Following the most recent decade’s conversations from a Russian kitchen, there are the tales of ten more suicides. These are the suicides of today. They have different reasons than the suicides of yesterday. Romeo and Juliet is replayed in the periphery of the former Empire as nationalistic conflicts flare up. The Armenians are killing the Azerbaijanis, and they are returning the favor, so an Armenian boy cannot marry an Azerbaijani girl. That’s one story. Another is of a policewoman who was sent to Chechnya. After three months she shot herself, leaving a note: “I never knew that it was so easy to kill someone. I can’t live with that.” She left a five-year-old daughter and aged parents behind. Or there is the story of the woman who survived the tragedy of the hostage-taking incident in the theater “North-East” in the center of Moscow.
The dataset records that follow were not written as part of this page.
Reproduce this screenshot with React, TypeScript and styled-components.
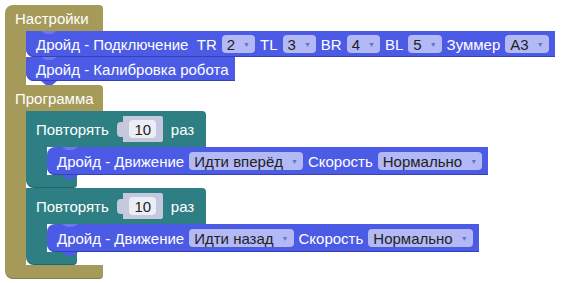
import { FC } from "react";
import styled, { createGlobalStyle } from "styled-components";

const OLIVE = "#a69a5b";
const BLUE = "#4c5be6";
const TEAL = "#2e7f83";

const GlobalStyle = createGlobalStyle`
  body {
    margin: 0;
    background: #fff;
    font-family: "Liberation Sans", Arial, sans-serif;
  }
`;

const Workspace = styled.div`
  padding: 5px;
  width: 561px;
  height: 283px;
  box-sizing: border-box;
  overflow: hidden;
`;

const Block = styled.div`
  display: flex;
  flex-direction: column;
  width: max-content;
  position: relative;
`;

const Label = styled.div<{ $color: string; $width: number; $height: number; $round?: boolean }>`
  position: relative;
  display: flex;
  align-items: center;
  gap: 8px;
  box-sizing: border-box;
  width: ${(p) => p.$width}px;
  height: ${(p) => p.$height}px;
  padding-left: 10px;
  background: ${(p) => p.$color};
  color: #fff;
  font-size: 15px;
  border-radius: ${(p) => (p.$round ? "8px 4px 0 0" : "0 4px 0 0")};
  white-space: nowrap;
`;

const Mouth = styled.div`
  display: flex;
`;

const Spine = styled.div<{ $color: string }>`
  width: 21px;
  background: ${(p) => p.$color};
  flex-shrink: 0;
`;

const Stack = styled.div<{ $gap?: number }>`
  display: flex;
  flex-direction: column;
  padding-bottom: ${(p) => p.$gap ?? 0}px;
`;

const Arm = styled.div<{ $color: string; $width: number; $height: number; $tab?: boolean }>`
  position: relative;
  width: ${(p) => p.$width}px;
  height: ${(p) => p.$height}px;
  background: ${(p) => p.$color};
  border-radius: 0 0 4px 8px;
  box-shadow: inset 0 -1px 0 rgba(0, 0, 0, 0.2);
  &::after {
    content: "";
    display: ${(p) => (p.$tab ? "block" : "none")};
    position: absolute;
    left: 15px;
    bottom: -4px;
    width: 16px;
    height: 4px;
    background: ${(p) => p.$color};
    clip-path: polygon(0 0, 100% 0, 70% 100%, 30% 100%);
  }
`;

const Statement = styled.div<{ $height: number; $rounded?: boolean }>`
  position: relative;
  display: flex;
  align-items: center;
  gap: 5px;
  width: max-content;
  height: ${(p) => p.$height}px;
  padding: 0 6px 0 10px;
  background: ${BLUE};
  color: #fff;
  font-size: 15px;
  white-space: nowrap;
  border-radius: ${(p) => (p.$rounded ? "8px 0 0 8px" : "0 0 0 8px")};
  box-shadow: inset 0 -1px 0 #3541b4;
  z-index: 1;
  &::before {
    content: "";
    position: absolute;
    left: 15px;
    top: 0;
    width: 16px;
    height: 3px;
    background: rgba(255, 255, 255, 0.18);
    clip-path: polygon(0 0, 100% 0, 70% 100%, 30% 100%);
  }
  &::after {
    content: "";
    position: absolute;
    left: 15px;
    bottom: -4px;
    width: 16px;
    height: 4px;
    background: ${BLUE};
    clip-path: polygon(0 0, 100% 0, 70% 100%, 30% 100%);
  }
`;

const Dropdown = styled.span`
  display: inline-flex;
  align-items: center;
  height: 18px;
  padding: 0 5px;
  border-radius: 4px;
  background: #b3b9f5;
  color: #222;
  font-size: 15px;
`;

const Arrow = styled.span`
  margin-left: 8px;
  font-size: 7px;
  color: #6570d8;
`;

const Slot = styled.div`
  display: flex;
  align-items: center;
`;

const SlotTab = styled.div`
  width: 6px;
  height: 15px;
  background: #c6c8dd;
  border-radius: 4px 0 0 4px;
`;

const SlotBody = styled.div`
  display: flex;
  align-items: center;
  justify-content: center;
  width: 40px;
  height: 26px;
  background: #c6c8dd;
  border-radius: 0 2px 2px 0;
`;

const NumberField = styled.span`
  display: flex;
  align-items: center;
  justify-content: center;
  width: 27px;
  height: 18px;
  border-radius: 4px;
  background: #eceef5;
  color: #222;
  font-size: 15px;
`;

const Pick: FC<{ value: string }> = ({ value }) => (
  <Dropdown>
    {value}
    <Arrow>▼</Arrow>
  </Dropdown>
);

const Repeat: FC<{ direction: string }> = ({ direction }) => (
  <Block>
    <Label $color={TEAL} $width={180} $height={36}>
      Повторять
      <Slot>
        <SlotTab />
        <SlotBody>
          <NumberField>10</NumberField>
        </SlotBody>
      </Slot>
      раз
    </Label>
    <Mouth>
      <Spine $color={TEAL} />
      <Stack>
        <Statement $height={28} $rounded>
          Дройд - Движение <Pick value={direction} /> Скорость <Pick value="Нормально" />
        </Statement>
      </Stack>
    </Mouth>
    <Arm $color={TEAL} $width={51} $height={13} $tab />
  </Block>
);

export default function App() {
  return (
    <>
      <GlobalStyle />
      <Workspace>
        <Block>
          <Label $color={OLIVE} $width={98} $height={26} $round>
            Настройки
          </Label>
          <Mouth>
            <Spine $color={OLIVE} />
            <Stack $gap={4}>
              <Statement $height={26}>
                Дройд - Подключение&nbsp; TR <Pick value="2" /> TL <Pick value="3" /> BR{" "}
                <Pick value="4" /> BL <Pick value="5" /> Зуммер <Pick value="A3" />
              </Statement>
              <Statement $height={24}>Дройд - Калибровка робота</Statement>
            </Stack>
          </Mouth>
          <Label $color={OLIVE} $width={98} $height={26}>
            Программа
          </Label>
          <Mouth>
            <Spine $color={OLIVE} />
            <Stack>
              <Repeat direction="Идти вперёд" />
              <Repeat direction="Идти назад" />
            </Stack>
          </Mouth>
          <Arm $color={OLIVE} $width={98} $height={14} />
        </Block>
      </Workspace>
    </>
  );
}
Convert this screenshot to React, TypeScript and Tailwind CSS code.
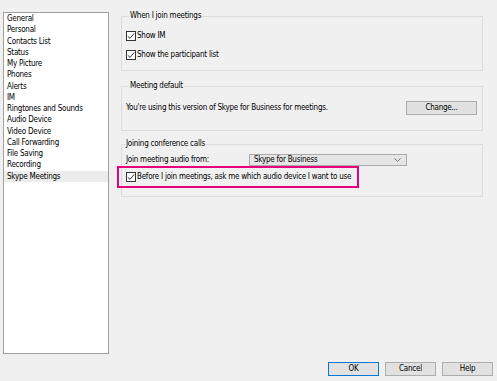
const pages = [
  'General',
  'Personal',
  'Contacts List',
  'Status',
  'My Picture',
  'Phones',
  'Alerts',
  'IM',
  'Ringtones and Sounds',
  'Audio Device',
  'Video Device',
  'Call Forwarding',
  'File Saving',
  'Recording',
  'Skype Meetings',
];

function CheckBox({ label }: { label: string }) {
  return (
    <div className="flex items-center h-[10px]">
      <span className="w-[10px] h-[10px] border border-[#333333] bg-white flex items-center justify-center shrink-0">
        <svg width="8" height="8" viewBox="0 0 8 8">
          <path d="M0.8 4.3 L3 6.4 L7.2 1.4" fill="none" stroke="#333333" strokeWidth="1" />
        </svg>
      </span>
      <span className="ml-[1px] whitespace-nowrap">{label}</span>
    </div>
  );
}

function Group({ title, children, className }: { title: string; children: React.ReactNode; className?: string }) {
  return (
    <fieldset className={`border border-[#dcdcdc] ${className ?? ''}`}>
      <legend className="ml-[3px] px-[1px] leading-[10px]">{title}</legend>
      {children}
    </fieldset>
  );
}

function Button({ label, primary, className }: { label: string; primary?: boolean; className?: string }) {
  return (
    <button
      className={`h-[14px] bg-[#e1e1e1] border ${primary ? 'border-[#0078d7]' : 'border-[#adadad]'} flex items-center justify-center leading-none ${className ?? ''}`}
    >
      {label}
    </button>
  );
}

export default function App() {
  return (
    <div
      className="w-[497px] h-[381px] bg-[#f0f0f0] text-black text-[8px] tracking-[-0.25px] flex flex-col overflow-hidden"
      style={{ fontFamily: '"DejaVu Sans Condensed", "DejaVu Sans", sans-serif' }}
    >
      <div className="flex items-start">
        {/* options list */}
        <div className="mt-[12px] ml-[3px] w-[106px] h-[342px] bg-white border border-[#a0a0a0]">
          {pages.map((p) => (
            <div
              key={p}
              className={`h-[11.25px] leading-[11.25px] pl-[3px] whitespace-nowrap ${p === 'Skype Meetings' ? 'bg-[#ececec]' : ''}`}
            >
              {p}
            </div>
          ))}
        </div>

        {/* settings */}
        <div className="ml-[12px] w-[362px] pt-[11px] flex flex-col">
          <Group title="When I join meetings" className="pl-[4px] pt-[10px] pb-[10px]">
            <div className="flex flex-col gap-[9px]">
              <CheckBox label="Show IM" />
              <CheckBox label="Show the participant list" />
            </div>
          </Group>

          <Group title="Meeting default" className="mt-[10px] pl-[4px] pr-[5px] pt-[10px] pb-[15px]">
            <div className="flex items-center justify-between">
              <span>You're using this version of Skype for Business for meetings.</span>
              <Button label="Change..." className="w-[71px]" />
            </div>
          </Group>

          <Group title="Joining conference calls" className="mt-[8px] pt-[5px] pb-[8px]">
            <div className="flex items-center pl-[4px] h-[12px]">
              <span className="w-[123px]">Join meeting audio from:</span>
              <div className="w-[158px] h-[12px] bg-[#e5e5e5] border border-[#acacac] flex items-center justify-between pl-[4px] pr-[5px]">
                <span>Skype for Business</span>
                <svg width="7" height="4" viewBox="0 0 7 4">
                  <path d="M0.5 0.5 L3.5 3.3 L6.5 0.5" fill="none" stroke="#555555" strokeWidth="0.8" />
                </svg>
              </div>
            </div>
            <div className="-ml-[5px] w-[242px] h-[22px] border-2 border-[#e6007e] flex items-center pl-[7px]">
              <CheckBox label="Before I join meetings, ask me which audio device I want to use" />
            </div>
          </Group>
        </div>
      </div>

      <div className="flex justify-end gap-[6px] mt-[8px] pr-[4px]">
        <Button label="OK" primary className="w-[51px]" />
        <Button label="Cancel" className="w-[51px]" />
        <Button label="Help" className="w-[51px]" />
      </div>
    </div>
  );
}
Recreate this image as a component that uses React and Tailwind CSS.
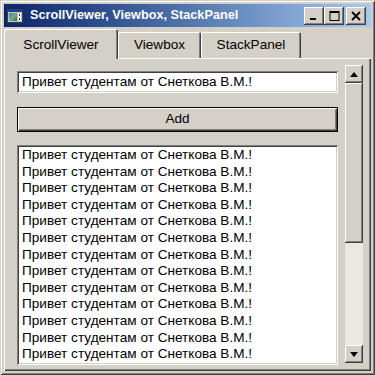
import React from "react";

const line = "Привет студентам от Снеткова В.М.!";

function TitleBtn({ children, className = "" }) {
  return (
    <div
      className={
        "w-[20px] h-[18px] bg-[#d4d0c8] flex items-center justify-center shadow-[inset_-1px_-1px_0_#404040,inset_1px_1px_0_#ffffff,inset_-2px_-2px_0_#808080] " +
        className
      }
    >
      {children}
    </div>
  );
}

function AppIcon() {
  return (
    <svg width="16" height="14" viewBox="0 0 16 14" className="ml-[3px]">
      <rect x="0.5" y="0.5" width="15" height="13" fill="#c0c0c0" stroke="#404040" />
      <rect x="1" y="1" width="14" height="2" fill="#1c3c8c" />
      <defs>
        <linearGradient id="g1" x1="0" y1="0" x2="1" y2="1">
          <stop offset="0" stopColor="#3a7fb0" />
          <stop offset="0.5" stopColor="#6fb08a" />
          <stop offset="1" stopColor="#2f6f4f" />
        </linearGradient>
      </defs>
      <rect x="2" y="4" width="8" height="8" fill="url(#g1)" />
      <rect x="11" y="4" width="3" height="8" fill="#ffffff" />
      <rect x="12" y="5" width="1" height="2" fill="#202020" />
      <rect x="12" y="9" width="1" height="2" fill="#202020" />
    </svg>
  );
}

export default function App() {
  return (
    <div className="w-[375px] h-[375px] overflow-hidden bg-[#d4d0c8] p-[4px] flex flex-col font-['Liberation_Sans',Arial,sans-serif] text-black shadow-[inset_1px_1px_0_#d4d0c8,inset_-1px_-1px_0_#404040,inset_2px_2px_0_#ffffff,inset_-2px_-2px_0_#808080]">
      {/* Title bar */}
      <div className="h-[23px] shrink-0 flex items-center bg-linear-to-r from-[#0a246a] to-[#a6caf0] pr-[5px]">
        <AppIcon />
        <span className="ml-[7px] text-white font-bold text-[12.7px] leading-none">
          ScrollViewer, Viewbox, StackPanel
        </span>
        <div className="ml-auto flex items-center">
          <TitleBtn>
            <svg width="10" height="10" viewBox="0 0 10 10">
              <rect x="1" y="7" width="6" height="2" fill="#000" />
            </svg>
          </TitleBtn>
          <TitleBtn>
            <svg width="11" height="10" viewBox="0 0 11 10">
              <rect x="1" y="0.5" width="9" height="9" fill="none" stroke="#000" />
              <rect x="1" y="0" width="9" height="2" fill="#000" />
            </svg>
          </TitleBtn>
          <TitleBtn className="ml-[2px]">
            <svg width="10" height="10" viewBox="0 0 10 10">
              <path d="M1 1 L9 9 M9 1 L1 9" stroke="#000" strokeWidth="1.8" />
            </svg>
          </TitleBtn>
        </div>
      </div>

      {/* Tabs */}
      <div className="mt-[2px] h-[30px] shrink-0 -mb-[1px] relative z-10 flex items-end text-[13.6px]">
        <div className="w-[114px] h-[30px] bg-[#d4d0c8] rounded-t-[2px] flex items-center justify-center pt-[2px] shadow-[inset_1px_1px_0_#ffffff,inset_-1px_0_0_#404040,inset_-2px_0_0_#808080]">
          ScrollViewer
        </div>
        <div className="w-[83px] h-[26px] mb-[1px] bg-[#d4d0c8] rounded-t-[2px] flex items-center justify-center shadow-[inset_1px_1px_0_#ffffff,inset_-1px_0_0_#404040,inset_-2px_0_0_#808080]">
          Viewbox
        </div>
        <div className="w-[100px] h-[26px] mb-[1px] bg-[#d4d0c8] rounded-t-[2px] flex items-center justify-center shadow-[inset_1px_1px_0_#ffffff,inset_-1px_0_0_#404040,inset_-2px_0_0_#808080]">
          StackPanel
        </div>
      </div>

      {/* Tab panel */}
      <div className="flex-1 min-h-0 overflow-hidden bg-[#d4d0c8] pl-[13px] pr-[8px] pt-[7px] flex items-start gap-[7px] shadow-[inset_1px_1px_0_#ffffff,inset_-1px_-1px_0_#404040,inset_-2px_-2px_0_#808080]">
        {/* content column */}
        <div className="w-[321px] pt-[6px] flex flex-col text-[13.6px]">
          <div className="h-[22px] bg-white flex items-center pl-[5px] shadow-[inset_1px_1px_0_#808080,inset_-1px_-1px_0_#ffffff,inset_2px_2px_0_#404040,inset_-2px_-2px_0_#d4d0c8]">
            {line}
          </div>
          <div className="mt-[14px] h-[25px] border border-black bg-[#d4d0c8] flex items-center justify-center shadow-[inset_1px_1px_0_#ffffff,inset_-1px_-1px_0_#404040,inset_-2px_-2px_0_#808080]">
            Add
          </div>
          <div className="mt-[13px] h-[220px] overflow-hidden bg-white pl-[5px] pt-[2px] shadow-[inset_1px_1px_0_#808080,inset_-1px_-1px_0_#ffffff,inset_2px_2px_0_#404040,inset_-2px_-2px_0_#d4d0c8]">
            {Array.from({ length: 13 }).map((_, i) => (
              <div key={i} className="leading-[16.6px] whitespace-nowrap">
                {line}
              </div>
            ))}
          </div>
        </div>

        {/* scrollbar */}
        <div className="w-[18px] h-[298px] shrink-0 flex flex-col bg-[#eae8e3]">
          <div className="h-[18px] shrink-0 bg-[#d4d0c8] flex items-center justify-center shadow-[inset_-1px_-1px_0_#404040,inset_1px_1px_0_#ffffff,inset_-2px_-2px_0_#808080]">
            <svg width="8" height="5" viewBox="0 0 8 5">
              <path d="M4 0 L8 5 L0 5 Z" fill="#000" />
            </svg>
          </div>
          <div className="h-[160px] shrink-0 bg-[#d4d0c8] shadow-[inset_-1px_-1px_0_#404040,inset_1px_1px_0_#ffffff,inset_-2px_-2px_0_#808080]" />
          <div className="flex-1" />
          <div className="h-[18px] shrink-0 bg-[#d4d0c8] flex items-center justify-center shadow-[inset_-1px_-1px_0_#404040,inset_1px_1px_0_#ffffff,inset_-2px_-2px_0_#808080]">
            <svg width="8" height="5" viewBox="0 0 8 5">
              <path d="M0 0 L8 0 L4 5 Z" fill="#000" />
            </svg>
          </div>
        </div>
      </div>
    </div>
  );
}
She was unable to lead a normal life. She would go outside in the morning, ride the subway, run errands, but everywhere she went she saw death. Fear is taking up a bigger and bigger part of our lives. We are becoming a civilization of fear.
Whereas the Russians’ previous life was called Socialism, their new life still does not have a name. The people in her book talk about themselves and where the ship of state called Russia is headed; they wonder about the end of the Red (wo)man and the start of a new kind of being. But what kind will it be?